Managing the civil service : reform lessons from advanced industrialized countries
Nunberg, Barbara
The paper examines current civil service management (CSM) practices in advanced industrialized countries to provide guidance for developing and transitional country governments that face the dilemma of how to recruit, retain, and motivate appropriately skilled staff at affordable costs, given a limited human resource base. Advanced industrialized country administrations are following two distinct paths to improving CSM. Some countries, such as the United Kingdom, are engaged in sweeping "managerialist" reforms to decentralize civil service functions and make them more responsive to the client public. By contrast, other industrialized countries, such as Singapore, have retained more traditional, largely centralized civil service structures, pursuing only incremental improvements in specific aspects of CSM. The paper speculates about what is likely to work best in developing and transitional country administrations. Centralized civil service management models provide the best starting point for most of these reforming countries because decentralized agency systems require technological and human resources beyond their capabilities.

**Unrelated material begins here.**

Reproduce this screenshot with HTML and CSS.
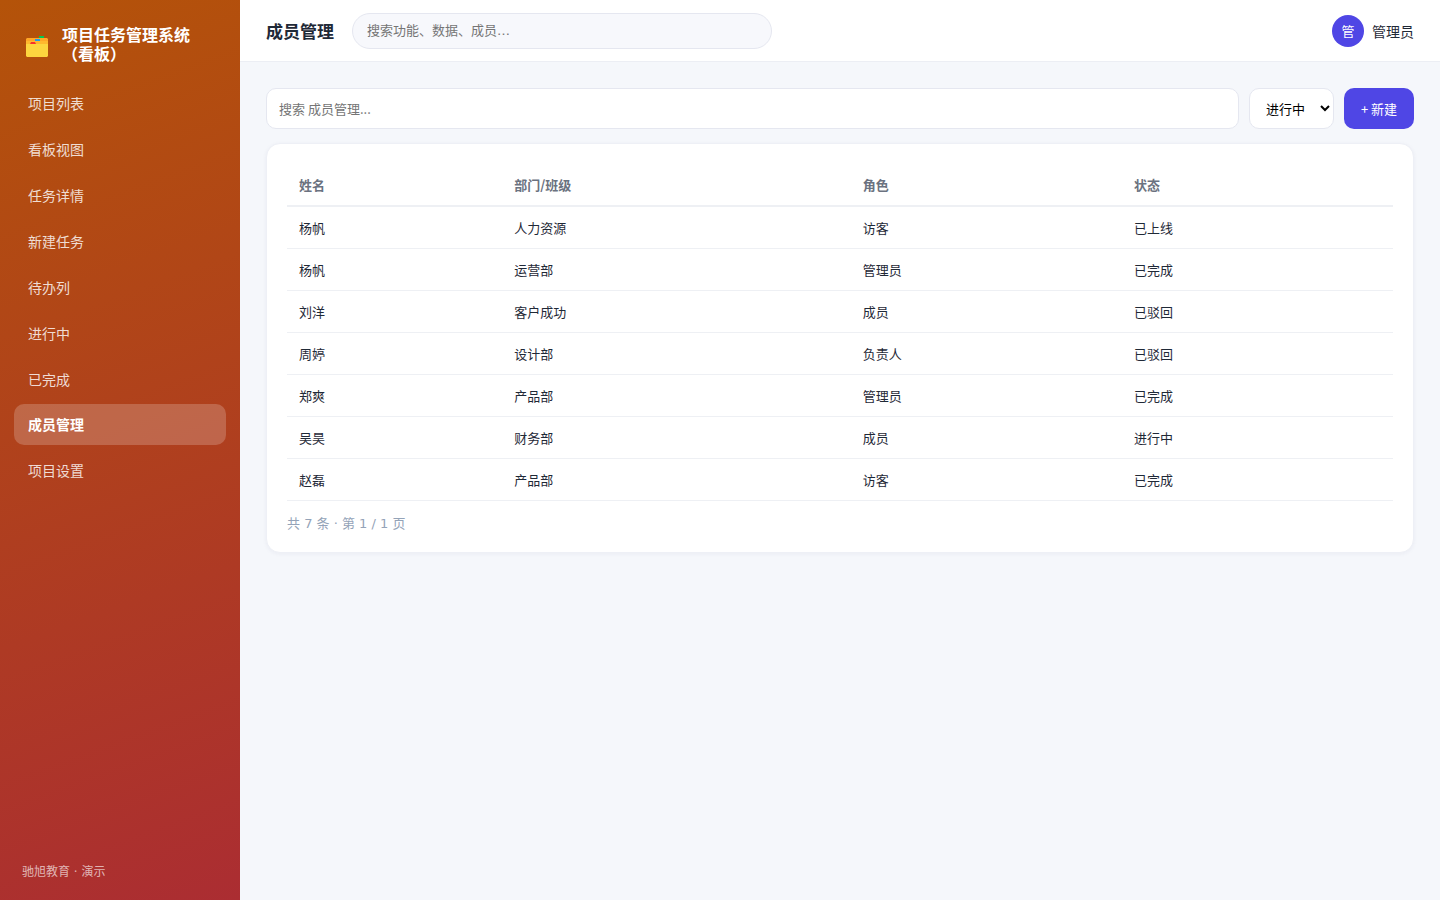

Reforming countries face trade-offs in choosing which CSM functions to strengthen first. Two functions - personnel establishment control and staff recruitment - are essential for civil service performance and should receive top priority. Senior Executive Services have proved difficult to design and implement in advanced countries, but many flaws can be corrected in adapting them to reforming countries, where there is often an urgent need to groom higher-level staff. Assuming minimal, essential levels of personnel establishment and budgetary control, unified pay and classification could be relaxed in reforming countries, following the lead of increasing numbers of advanced countries. Given the urgency of other CSM tasks, lower priority should be assigned to reform involving performance pay, the benefits of which have yet to be demonstrated in the public sectors of developed countries. The management requirements and costs of installing performance pay systems can be considerable and employees resistance may subvert such efforts. But performance-related promotion systems, even if imperfectly implemented, can help move reforming country civil service values toward standards of competence and merit.